Его друг Игорь Ефимов вспоминал: «Уже в октябре 1964 года, во время ночных разговоров в деревне Норенской, Бродский говорил о близком ему духе искусства. Вот то, что мы видим вокруг себя и среди чего живем, — это как частичка, ископаемая косточка от какого-то огромного целого, и по ней мы восстанавливаем это целое ничтожными долями, устремляемся наружу, во вне. Всё, в чем не содержится такого устремления — хоть немного, — чуждо ему и неинтересно. Еще он говорил, какая это жуткая штука — самоконтроль, взгляд на себя со стороны, осознание собственных приемов и ходов, отвращение к себе за эти приемы до отчаяния, до ненависти к работе, и единственное, что может спасти здесь, — это величие замысла. То есть надо ломиться через все эти стыда и страхи — с последующим подчищением, с возвратом назад, — идти ва-банк, рискуя полным провалом и неудачей, очертя голову кидаться, может быть, в пустоту, может быть, в гибельную — но только так. Позже я замечал, что возвращаться назад и подчищать он не очень склонен и что, действительно, некоторые вещи разваливаются от несоразмерности, кончаются неудачей, катастрофой, но даже эти катастрофы — великолепны в своей подлинности, как развалины Колизея или Парфенона».

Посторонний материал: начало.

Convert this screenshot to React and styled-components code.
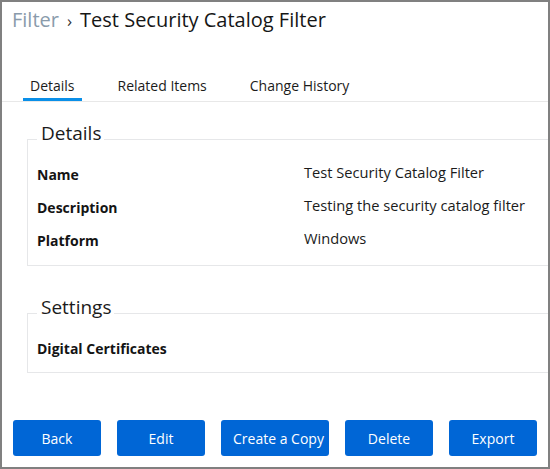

Ему приходилось сложно, ибо по характеру своему он был не таким уж серьезным, скорее легкомысленным человеком, готовым пускаться на всякие авантюры. Но сделав выбор, Иосиф Бродский всю жизнь старался не выпадать из формата своего бытия, из формата величия замысла: «Есть только две вещи: твоя жизнь и твоя поэзия. Из этих двух приходится выбирать. Что-то одно делаешь серьезно, а в другом только делаешь вид, что работаешь серьезно. Нельзя с успехом выступать одновременно в двух шоу. В одном из них приходится халтурить. Я предпочитаю халтурить в жизни…» На это его признание стараются не обращать внимания. А ведь так оно и было. Весь его донжуанский список, при том, что поэт всю жизнь, по сути, любил лишь одну женщину — Марину Басманову, его восторги по поводу многих незначительных поэтов, его противоречащие друг другу интервью, которые он раздавал направо и налево, делая себе неплохой пиар, это все была, по его же словам, — халтура. А вот в поэзии он всё соизмерял с величием замысла. Он не интересовался бытом, и потому мимо него прошли все неудобства и тяготы ссылки или политических преследований.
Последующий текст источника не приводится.